HOW CHRIST WALKING ONE DAY WITH HIS DISCIPLES THROUGH A WILDERNESS, SAW A GREAT TREASURE 

THIS STORY IS ABOUT A COURTIER WHO BEGAN A STORY THAT NEVER CAME TO AN END 

ANTONIO PUCCI OF FLORENCE FINDS CERTAIN ANIMALS HAVE BEEN PUT INTO HIS GARDEN AT NIGHT AND INGENIOUSLY DISCOVERS WHO DID IT

SIR ANTONIO BOLOGNA MARRIES THE DUCHESS OF MALFI AND BOTH OF THEM ARE MURDERED

A few titles all but give away the whole story:

MASTER DIEGO IS CARRIED DEAD TO HIS CONVENT BY SIR RODERICO; ANOTHER FRIAR, THINKING HIM ALIVE, HITS HIM WITH A STONE AND BELIEVES HE HAS KILLED HIM; HE FLEES WITH A NAG, AND BY A STRANGE CHANCE ENCOUNTERS THE DEAD MAN MOUNTED ON A STALLION WITH A LANCE AT REST, WHO PURSUES HIM THROUGHOUT THE CITY 

I was particularly taken with one tale that predates Marshall McCluhan’s cameo appearance in Woody Allen’s Annie Hall by nearly 600 years. The title of the Renaissance version gives away the gag:

DANTE ALIGHIERI, HEARING AN ASS-DRIVER RECITE FROM HIS BOOK AND SAY “GEE-UP,” STRIKES HIM SAYING “I DIDN’T WRITE THAT”; AND WHAT FOLLOWS AS THE TALE TELLS

While the stories themselves are entertaining enough beyond their titles, with complex framing arrangements and tricks and turns of fate, I found the real treat here to be Smarr’s introduction, a treasure trove of information that obliquely makes the strongest case I’ve yet encountered for according Italian literature a particularly prominent place in Western literature. Smarr succinctly traces the rivers of narrative that poured from the Middle East and Orient into Europe and gives several examples of the evolving lives and transmissions of these tales in response to shifting moral and didactic needs. For instance, she describes how the 6thcentury life of Buddha, written in Sanskrit, passed first into Arabic, then into Greek and Latin as The Life of Josafat, and later manifested itself in French, Italian and Spanish chronicles of the saints’ lives. Other tales made their way into Petrarch, Dante, Ariosto, Rabelais and Cervantes. The premonitory position the collections have had over the subsequent centuries is evident in their influence on works such as Edmund Spenser’s The Faerie Queen, inspiration for a number of Shakespeare’s plays, altered appearances in the works of Charles Perrault and the brothers Grimm, and significant contribution to the development of the modern novel. 

Smarr also marvelously decocts the various terms used to describe what are now generally referred to as “novellae,” noting the mix of histories, chronicles and fantasies used to point out the foibles and follies of the great and small. She sets these collections in the context of plague, war, political unrest and “individual melancholy,” and shows how the Counter-Reformation resulted in suppression of some of the tales’ more libertine aspects and a shift from comedy to tragedy, balanced by an increasing incorporation of fantasy elements and fairy tales as a way to avoid church condemnation, with far-reaching impact on later strains of European narrative.

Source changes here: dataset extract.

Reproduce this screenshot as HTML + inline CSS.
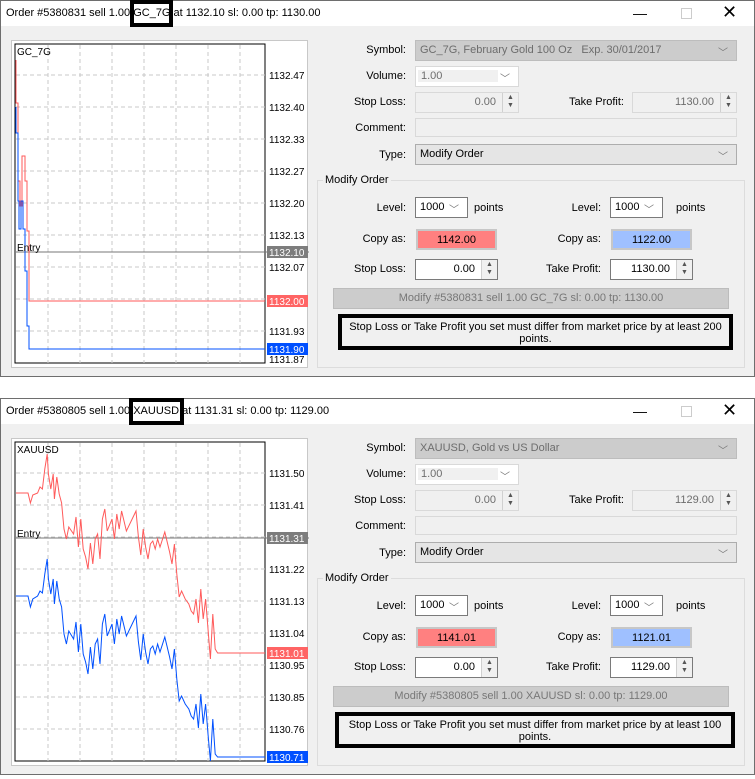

Several fundamental characteristics link these works. These include the use of framing devices; a deliberate low style with popular appeal; a link with oral storytelling and preaching, since many such tales were performed; the use of dialect; an emphasis on variety (Smarr cites a theoretical view of Boccaccio’s The Decameron as being a display of narrative styles); and a combined purpose of didactics and carnival-like play – “amusement for the sake of…health and lives.” About the last, she writes that “it is peculiar to the novella to discuss within the fiction itself whether or not it ought to have an ethical function,” noting that the “exemplary” function is more often than not also being satirized simultaneously. Another characteristic is the sense of completeness and wholeness of these collections as reflected in the round numbers employed in many of their titles, with Bandello, who extended the novella into longer narratives with recurring characters, calling his work “a theatre of the world.” This wholeness works in tandem with the framing devices, as Smarr notes in quoting Millicent Marcus’ observation of The Decameron: “For the dialectic between the cornice and the tales is an attempt to define a space, bounded by reason, with which man may exercise his passions and appetites onestamente.” 

I’m going to leave off with one endearing characteristic of these narratives that I’ve also noted from Ariosto to Manzoni to some contemporary Italian literature: the frequent apologia issued by authors and/or narrators for their stories. Smarr theorizes that such humility may have indicated the difficulty such collections had in gaining acceptance as literature, but also notes a similarity to French court poetry that largely addressed itself to women, likely the chief audience for these Italian tales. Smarr concludes there may be no single explanation for the phenomenon, but it’s clear that artifacts of it still crop up in Italian literature.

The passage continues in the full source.